Ceramic bong: Image of Wandering Bud products among air plants

For many cannabis enthusiasts, buying bongs, rigs, and other smoking devices is akin to collecting art. While some may still prefer to roll up a joint or charge their vaporizer, others are curating an assortment of pieces often made of glass.

Some ceramicists have set out to change that, making functional smoking pieces that assimilate into stunning interiors. These pieces from brands like Summerland and Wandering Bud exist where function meets art, just like a heady glass rig.

Why ceramic bongs?

Many may ask how smoking out of ceramic might differ from glass, metal, vapes, and other standard accessories. For one, the ceramic medium allows more room to play than glass. Glass-blowing methods limit those pieces to specific shapes, which doesn’t apply to ceramic bongs and pipes.
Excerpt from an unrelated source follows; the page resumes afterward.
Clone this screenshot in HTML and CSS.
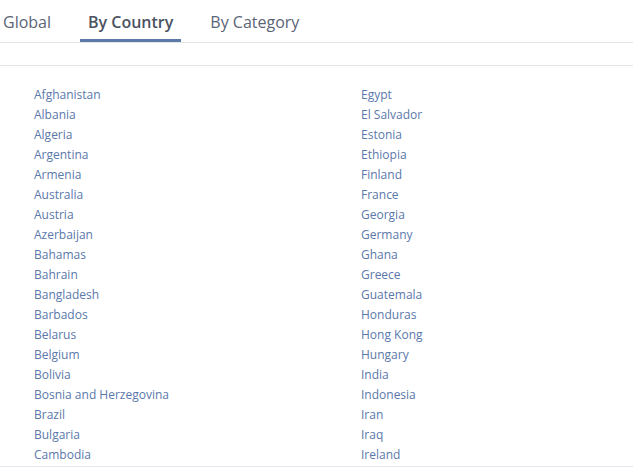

Wandering Bud founder Riley Brain also notes that the inability to see the smoke build-up can be an adjustment for many seasoned consumers.

Liam Kaczmar, founder and creative director for the minimalist ceramic smoking line Summerland, also spoke on how the opacity of a ceramic bong can be startling. However, after getting acclimated to a new piece, he claims that the body learns how to control a hit.

He also finds that smoking out of a natural material like ceramics enhances the consumption experience.

“They (cannabis consumers) may notice a more grounded feeling to their session that I find is due to the natural materials providing an earthier setting. Ceramic pieces become tools for ritual more than utilitarian objects,” Kaczmar told GreenState via email.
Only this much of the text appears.